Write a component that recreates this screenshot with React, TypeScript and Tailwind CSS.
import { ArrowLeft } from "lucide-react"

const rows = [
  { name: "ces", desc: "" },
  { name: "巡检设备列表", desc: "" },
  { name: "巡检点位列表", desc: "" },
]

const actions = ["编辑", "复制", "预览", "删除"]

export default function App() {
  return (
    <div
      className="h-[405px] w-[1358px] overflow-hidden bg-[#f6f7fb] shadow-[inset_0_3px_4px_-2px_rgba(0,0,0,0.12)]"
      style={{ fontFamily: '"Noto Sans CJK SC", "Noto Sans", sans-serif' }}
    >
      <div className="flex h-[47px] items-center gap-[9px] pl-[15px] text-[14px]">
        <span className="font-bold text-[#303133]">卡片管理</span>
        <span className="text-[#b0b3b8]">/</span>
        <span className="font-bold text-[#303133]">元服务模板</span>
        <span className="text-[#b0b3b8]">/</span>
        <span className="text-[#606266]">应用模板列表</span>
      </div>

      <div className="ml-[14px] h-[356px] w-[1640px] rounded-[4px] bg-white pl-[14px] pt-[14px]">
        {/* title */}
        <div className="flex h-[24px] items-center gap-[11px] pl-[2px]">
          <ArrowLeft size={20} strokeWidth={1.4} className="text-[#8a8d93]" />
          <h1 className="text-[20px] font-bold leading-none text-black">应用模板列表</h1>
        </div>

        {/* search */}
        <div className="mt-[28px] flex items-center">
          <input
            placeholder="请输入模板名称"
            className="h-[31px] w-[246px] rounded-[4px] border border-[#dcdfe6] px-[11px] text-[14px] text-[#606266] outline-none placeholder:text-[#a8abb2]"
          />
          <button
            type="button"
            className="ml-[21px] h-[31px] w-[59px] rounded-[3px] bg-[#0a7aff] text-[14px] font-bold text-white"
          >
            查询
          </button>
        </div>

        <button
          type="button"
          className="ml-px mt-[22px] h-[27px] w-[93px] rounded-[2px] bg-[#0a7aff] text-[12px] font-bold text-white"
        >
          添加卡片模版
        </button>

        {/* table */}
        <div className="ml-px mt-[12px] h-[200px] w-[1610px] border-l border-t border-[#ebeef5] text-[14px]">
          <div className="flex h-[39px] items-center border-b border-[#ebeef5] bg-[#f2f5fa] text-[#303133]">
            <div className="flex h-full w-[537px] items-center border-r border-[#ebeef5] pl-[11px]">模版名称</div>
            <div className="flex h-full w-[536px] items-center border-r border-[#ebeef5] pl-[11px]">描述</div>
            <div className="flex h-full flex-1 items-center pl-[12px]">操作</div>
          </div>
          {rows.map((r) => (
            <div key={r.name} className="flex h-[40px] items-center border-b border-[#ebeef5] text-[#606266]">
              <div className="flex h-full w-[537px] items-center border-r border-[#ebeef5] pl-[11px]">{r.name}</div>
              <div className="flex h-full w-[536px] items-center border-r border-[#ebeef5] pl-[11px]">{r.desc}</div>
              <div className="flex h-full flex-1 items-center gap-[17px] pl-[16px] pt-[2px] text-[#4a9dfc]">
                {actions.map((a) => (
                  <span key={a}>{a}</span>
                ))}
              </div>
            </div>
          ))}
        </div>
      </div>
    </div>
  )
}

++++++

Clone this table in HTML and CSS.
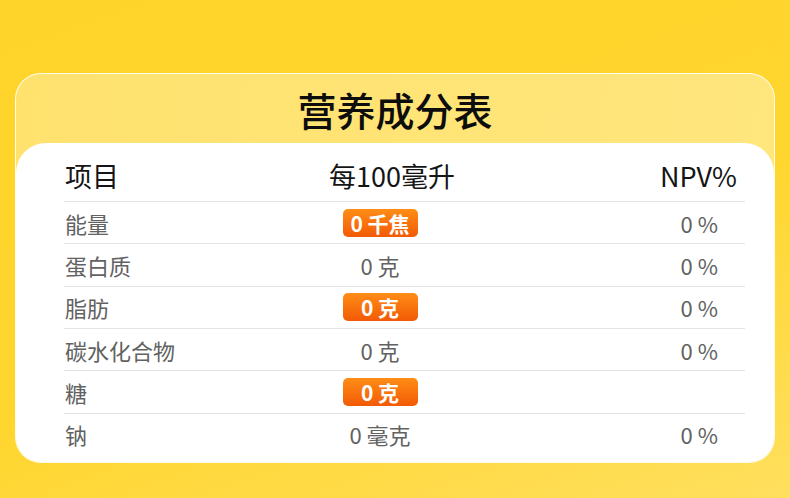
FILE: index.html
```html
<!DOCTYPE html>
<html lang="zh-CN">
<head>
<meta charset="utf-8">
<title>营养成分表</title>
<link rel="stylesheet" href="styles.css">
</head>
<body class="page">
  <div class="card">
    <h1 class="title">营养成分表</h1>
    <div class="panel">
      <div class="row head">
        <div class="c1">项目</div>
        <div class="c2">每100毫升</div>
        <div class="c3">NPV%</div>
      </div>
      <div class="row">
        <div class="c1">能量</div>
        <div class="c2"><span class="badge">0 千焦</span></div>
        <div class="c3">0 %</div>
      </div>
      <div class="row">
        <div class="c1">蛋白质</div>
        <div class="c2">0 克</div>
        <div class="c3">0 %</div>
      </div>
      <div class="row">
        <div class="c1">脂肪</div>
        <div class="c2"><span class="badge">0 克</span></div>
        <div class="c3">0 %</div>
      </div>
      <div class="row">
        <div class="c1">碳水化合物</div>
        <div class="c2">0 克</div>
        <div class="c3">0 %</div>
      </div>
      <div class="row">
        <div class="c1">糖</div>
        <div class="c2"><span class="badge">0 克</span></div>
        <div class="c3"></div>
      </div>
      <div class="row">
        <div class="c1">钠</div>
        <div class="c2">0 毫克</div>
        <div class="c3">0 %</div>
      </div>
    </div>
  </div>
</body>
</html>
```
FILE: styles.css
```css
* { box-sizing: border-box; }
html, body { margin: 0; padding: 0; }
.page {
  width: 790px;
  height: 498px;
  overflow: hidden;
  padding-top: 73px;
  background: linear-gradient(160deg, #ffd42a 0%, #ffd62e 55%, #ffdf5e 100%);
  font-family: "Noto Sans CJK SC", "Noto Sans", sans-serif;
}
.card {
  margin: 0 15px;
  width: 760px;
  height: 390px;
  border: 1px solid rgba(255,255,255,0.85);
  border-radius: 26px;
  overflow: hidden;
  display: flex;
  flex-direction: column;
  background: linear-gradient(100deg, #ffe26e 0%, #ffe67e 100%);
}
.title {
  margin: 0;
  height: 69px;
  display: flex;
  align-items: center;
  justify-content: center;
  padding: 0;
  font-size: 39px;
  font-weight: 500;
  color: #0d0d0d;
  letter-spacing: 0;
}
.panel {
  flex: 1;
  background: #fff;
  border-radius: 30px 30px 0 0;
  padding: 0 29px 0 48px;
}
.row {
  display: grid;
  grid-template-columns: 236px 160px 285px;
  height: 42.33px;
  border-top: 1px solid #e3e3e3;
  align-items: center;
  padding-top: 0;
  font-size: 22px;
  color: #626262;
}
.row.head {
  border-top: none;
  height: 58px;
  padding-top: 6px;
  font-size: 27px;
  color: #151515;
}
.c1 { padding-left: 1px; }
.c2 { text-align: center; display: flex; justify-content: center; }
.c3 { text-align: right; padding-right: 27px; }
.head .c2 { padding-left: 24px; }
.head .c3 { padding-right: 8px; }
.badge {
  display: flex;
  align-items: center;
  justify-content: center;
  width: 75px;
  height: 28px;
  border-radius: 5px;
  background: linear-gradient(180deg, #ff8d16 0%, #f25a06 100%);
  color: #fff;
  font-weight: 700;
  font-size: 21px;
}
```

++++++

#### TASK DESCRIPTION:
Filter out every line that lacks the word "table", and copy the rest.

#### TASK SOLUTION:
        {/* table */}
Clone this table in HTML and CSS.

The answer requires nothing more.